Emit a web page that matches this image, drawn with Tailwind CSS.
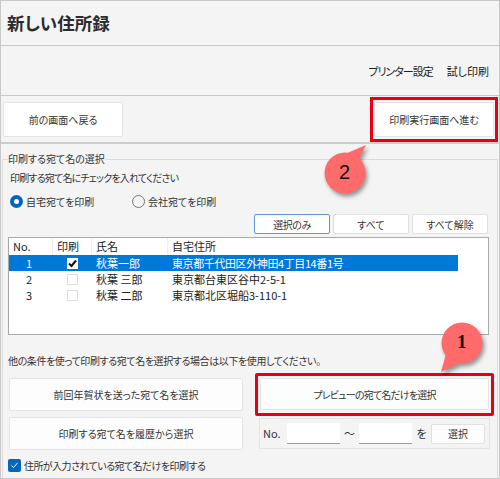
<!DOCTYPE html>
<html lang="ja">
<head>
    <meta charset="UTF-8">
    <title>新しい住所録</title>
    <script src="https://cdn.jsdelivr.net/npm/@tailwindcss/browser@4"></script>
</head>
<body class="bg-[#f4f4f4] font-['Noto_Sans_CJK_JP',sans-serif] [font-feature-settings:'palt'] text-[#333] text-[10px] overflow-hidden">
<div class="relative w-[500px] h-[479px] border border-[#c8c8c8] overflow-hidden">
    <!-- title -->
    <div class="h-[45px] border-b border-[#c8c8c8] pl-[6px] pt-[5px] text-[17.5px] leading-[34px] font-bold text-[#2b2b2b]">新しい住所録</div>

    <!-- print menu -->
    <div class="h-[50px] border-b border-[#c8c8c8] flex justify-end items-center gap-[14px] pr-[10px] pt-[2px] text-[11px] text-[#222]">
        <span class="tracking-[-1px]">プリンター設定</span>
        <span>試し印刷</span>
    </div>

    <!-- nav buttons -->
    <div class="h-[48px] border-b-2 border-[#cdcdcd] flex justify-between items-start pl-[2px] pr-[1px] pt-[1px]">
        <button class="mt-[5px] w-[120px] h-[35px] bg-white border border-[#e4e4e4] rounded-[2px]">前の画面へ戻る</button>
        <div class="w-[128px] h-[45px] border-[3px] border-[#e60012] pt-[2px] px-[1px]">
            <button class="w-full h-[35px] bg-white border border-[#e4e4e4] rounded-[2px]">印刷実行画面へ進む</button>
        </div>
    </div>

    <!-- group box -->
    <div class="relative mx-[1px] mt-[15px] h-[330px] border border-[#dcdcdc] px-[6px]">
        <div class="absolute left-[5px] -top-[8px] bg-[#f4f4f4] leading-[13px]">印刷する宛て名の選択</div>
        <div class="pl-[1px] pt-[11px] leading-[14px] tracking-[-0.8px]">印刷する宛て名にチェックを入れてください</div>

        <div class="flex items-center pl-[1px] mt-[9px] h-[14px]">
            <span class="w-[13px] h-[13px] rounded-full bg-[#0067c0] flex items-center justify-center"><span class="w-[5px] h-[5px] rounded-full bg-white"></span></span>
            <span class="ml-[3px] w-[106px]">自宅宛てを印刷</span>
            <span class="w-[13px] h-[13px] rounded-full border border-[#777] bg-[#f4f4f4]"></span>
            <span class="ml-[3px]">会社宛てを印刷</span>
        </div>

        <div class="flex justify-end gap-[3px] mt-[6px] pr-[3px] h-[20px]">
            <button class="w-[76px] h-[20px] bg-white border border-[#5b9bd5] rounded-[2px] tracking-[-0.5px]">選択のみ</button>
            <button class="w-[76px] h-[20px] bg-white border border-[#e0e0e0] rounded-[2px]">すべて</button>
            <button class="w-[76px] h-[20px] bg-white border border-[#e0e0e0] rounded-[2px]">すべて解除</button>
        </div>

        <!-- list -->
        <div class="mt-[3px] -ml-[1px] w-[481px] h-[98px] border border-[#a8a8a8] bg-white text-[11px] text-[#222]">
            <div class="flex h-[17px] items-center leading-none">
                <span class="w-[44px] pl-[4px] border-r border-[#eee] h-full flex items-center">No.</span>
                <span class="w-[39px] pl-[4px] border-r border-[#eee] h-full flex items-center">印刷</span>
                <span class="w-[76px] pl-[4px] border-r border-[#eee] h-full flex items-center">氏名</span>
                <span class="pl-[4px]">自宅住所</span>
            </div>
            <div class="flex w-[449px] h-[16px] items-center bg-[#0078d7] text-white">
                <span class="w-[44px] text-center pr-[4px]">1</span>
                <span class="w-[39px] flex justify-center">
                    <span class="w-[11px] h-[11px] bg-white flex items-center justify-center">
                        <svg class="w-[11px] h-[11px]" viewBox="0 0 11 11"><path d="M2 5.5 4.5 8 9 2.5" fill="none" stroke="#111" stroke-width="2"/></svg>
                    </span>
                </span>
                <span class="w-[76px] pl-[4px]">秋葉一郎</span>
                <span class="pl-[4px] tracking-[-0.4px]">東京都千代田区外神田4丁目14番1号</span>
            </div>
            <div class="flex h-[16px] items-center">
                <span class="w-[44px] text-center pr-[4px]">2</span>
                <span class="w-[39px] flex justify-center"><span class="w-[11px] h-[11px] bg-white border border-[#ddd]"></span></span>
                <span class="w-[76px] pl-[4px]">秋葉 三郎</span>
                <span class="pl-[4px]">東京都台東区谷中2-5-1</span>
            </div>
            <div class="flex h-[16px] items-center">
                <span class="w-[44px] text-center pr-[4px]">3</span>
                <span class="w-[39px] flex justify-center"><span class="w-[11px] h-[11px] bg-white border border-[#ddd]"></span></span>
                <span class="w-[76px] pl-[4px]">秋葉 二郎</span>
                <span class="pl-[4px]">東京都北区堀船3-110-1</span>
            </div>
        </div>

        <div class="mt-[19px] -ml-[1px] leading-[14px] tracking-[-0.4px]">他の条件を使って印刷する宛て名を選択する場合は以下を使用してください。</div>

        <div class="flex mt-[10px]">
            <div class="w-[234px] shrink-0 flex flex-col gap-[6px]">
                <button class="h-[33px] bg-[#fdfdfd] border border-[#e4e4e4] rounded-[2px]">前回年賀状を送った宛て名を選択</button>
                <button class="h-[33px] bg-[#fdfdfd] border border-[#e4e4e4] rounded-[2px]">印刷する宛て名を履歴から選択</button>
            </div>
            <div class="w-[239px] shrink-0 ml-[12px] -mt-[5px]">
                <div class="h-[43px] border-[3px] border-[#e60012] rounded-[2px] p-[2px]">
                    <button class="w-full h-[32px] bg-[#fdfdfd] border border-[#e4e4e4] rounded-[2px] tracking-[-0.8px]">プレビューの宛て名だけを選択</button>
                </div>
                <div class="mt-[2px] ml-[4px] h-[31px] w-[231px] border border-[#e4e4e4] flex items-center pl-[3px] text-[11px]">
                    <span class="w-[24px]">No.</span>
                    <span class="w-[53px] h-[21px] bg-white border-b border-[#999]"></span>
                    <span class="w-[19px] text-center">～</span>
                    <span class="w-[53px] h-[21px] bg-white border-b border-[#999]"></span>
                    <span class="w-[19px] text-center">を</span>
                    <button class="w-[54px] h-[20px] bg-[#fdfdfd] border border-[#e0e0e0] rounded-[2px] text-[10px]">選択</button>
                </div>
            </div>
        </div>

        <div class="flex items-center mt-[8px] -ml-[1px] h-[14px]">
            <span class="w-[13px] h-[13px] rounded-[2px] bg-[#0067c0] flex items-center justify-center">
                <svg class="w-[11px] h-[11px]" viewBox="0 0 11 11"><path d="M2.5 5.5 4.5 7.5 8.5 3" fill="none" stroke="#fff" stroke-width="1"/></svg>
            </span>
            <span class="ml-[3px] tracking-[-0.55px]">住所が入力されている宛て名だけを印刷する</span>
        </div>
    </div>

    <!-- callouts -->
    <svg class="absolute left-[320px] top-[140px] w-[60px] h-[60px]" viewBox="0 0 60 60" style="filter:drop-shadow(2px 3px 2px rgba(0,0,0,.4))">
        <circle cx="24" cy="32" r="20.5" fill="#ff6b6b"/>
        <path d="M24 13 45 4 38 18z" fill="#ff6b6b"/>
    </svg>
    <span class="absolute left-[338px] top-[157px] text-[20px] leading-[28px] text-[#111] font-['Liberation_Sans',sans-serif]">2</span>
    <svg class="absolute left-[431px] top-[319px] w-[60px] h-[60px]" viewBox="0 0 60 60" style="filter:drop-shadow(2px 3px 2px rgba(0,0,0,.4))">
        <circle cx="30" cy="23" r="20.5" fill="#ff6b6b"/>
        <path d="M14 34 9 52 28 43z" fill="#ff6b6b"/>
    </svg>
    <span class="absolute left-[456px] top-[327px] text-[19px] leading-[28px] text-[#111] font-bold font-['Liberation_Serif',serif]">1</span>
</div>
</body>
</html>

> _WHAT THE TASK REQUIRES_:
Up to and including the line containing "border-b border-[#c8c8c8] pl-[6px]", repeat every line from the start of the data, but none of the pictures.

> _SOLVED EXERCISE_:
Emit a web page that matches this image, drawn with Tailwind CSS.
<!DOCTYPE html>
<html lang="ja">
<head>
    <meta charset="UTF-8">
    <title>新しい住所録</title>
    <script src="https://cdn.jsdelivr.net/npm/@tailwindcss/browser@4"></script>
</head>
<body class="bg-[#f4f4f4] font-['Noto_Sans_CJK_JP',sans-serif] [font-feature-settings:'palt'] text-[#333] text-[10px] overflow-hidden">
<div class="relative w-[500px] h-[479px] border border-[#c8c8c8] overflow-hidden">
    <!-- title -->
    <div class="h-[45px] border-b border-[#c8c8c8] pl-[6px] pt-[5px] text-[17.5px] leading-[34px] font-bold text-[#2b2b2b]">新しい住所録</div>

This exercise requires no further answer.